All charts are automatically scoped to the current execution type. If your last run used chromium+firefox on tests/checkout, the charts only show history from other runs that match that same scope. Single-spec debug sessions or different-project runs will not distort your trend lines. The active scope label is displayed next to each chart title so you always know which run group you are looking at.

Pass rate trend — line chart over matching historical runs with a trend badge (↑ Improving / ↓ Declining / → Stable) computed from the last 5 comparable runs.
Execution duration — bar chart of run durations across the same scope; immediately reveals suite slowdowns.
Test volume — area chart of total test counts per run; useful for catching when tests are accidentally skipped or excluded.
Per-project breakdown — stacked bar chart comparing each browser/project's pass/fail counts per run.
Results by file — ranked table of spec files showing passed/failed/skipped counts and deltas vs. last run.
Tag health — if you use Playwright tags (@smoke, @checkout, etc.) this section shows pass rate per tag group, letting you see at a glance whether a specific user journey is stable.
Flaky tests panel — any test that has appeared as both passed and failed in the last 10 comparable runs (with ≥ 3 data points) is surfaced here with its failure rate and a sparkline of recent results.
Slowest executions — top 5 longest-running tests, clickable to jump directly to their detail panel.

Settings Tab

Displays the reporter configuration that was active at runtime — outputFolder, server mode, history settings, and quality gate thresholds — so you can always verify what options were in effect for a given report.

Installation

npm install @kostasbel01/phantom-report --save-dev

Peer dependency: @playwright/test >= 1.0.0

Quick Start

Add the reporter to your playwright.config.ts:

import { defineConfig } from '@playwright/test';

export default defineConfig({
  retries: 1, // recommended — enables video/trace capture on first retry

  reporter: [
    ['list'],                                    // keep readable terminal output
    ['@kostasbel01/phantom-report', {
      outputFolder: 'phantom-report',            // where to write the report
      open: 'on-failure',                        // auto-open when tests fail
      server: 'local',                           // serves with built-in trace viewer
      history: {
        enabled: true,
        retention: 30,                           // prune runs older than 30 days
      },
      artifacts: {
        video: true,
        screenshots: false,
        trace: false,
      },
    }],
  ],

  use: {
    video: 'on-first-retry',
    trace: 'on-first-retry',
    screenshot: 'only-on-failure',
  },
});

Run your tests as normal:

npx playwright test

The report opens automatically when any test fails.

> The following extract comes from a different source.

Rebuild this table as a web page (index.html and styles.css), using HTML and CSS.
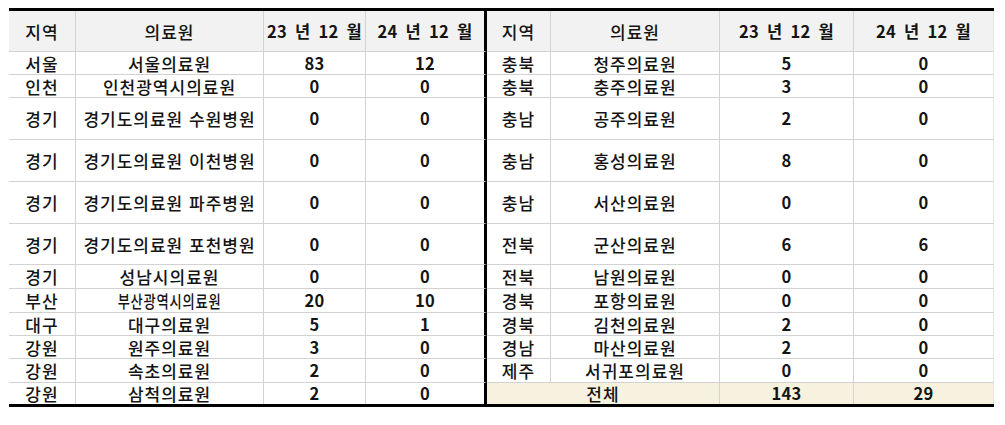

It is a single self-contained HTML file — you can share it by email or upload it as a CI artifact and it requires no server to view.

Tip: Pairing with the list reporter keeps your terminal output readable during the run while Phantom Report handles the rich HTML dashboard.

Configuration Reference

All options are optional. Phantom Report works with zero configuration.

['@kostasbel01/phantom-report', {
  outputFolder: 'phantom-report',
  label: 'smoke',
  open: 'on-failure',
  server: 'local',
  history: {
    enabled: true,
    retention: 30,
    filePath: 'phantom-report/history.json',
  },
  qualityGate: {
    maxFailures: 0,
    minPassRate: 95,
  },
  artifacts: {
    video: true,
    screenshots: false,
    trace: false,
  },
}]

`outputFolder` · `string` · default: `'test-output'`

Directory where the report HTML and (optionally) artifact copies are written.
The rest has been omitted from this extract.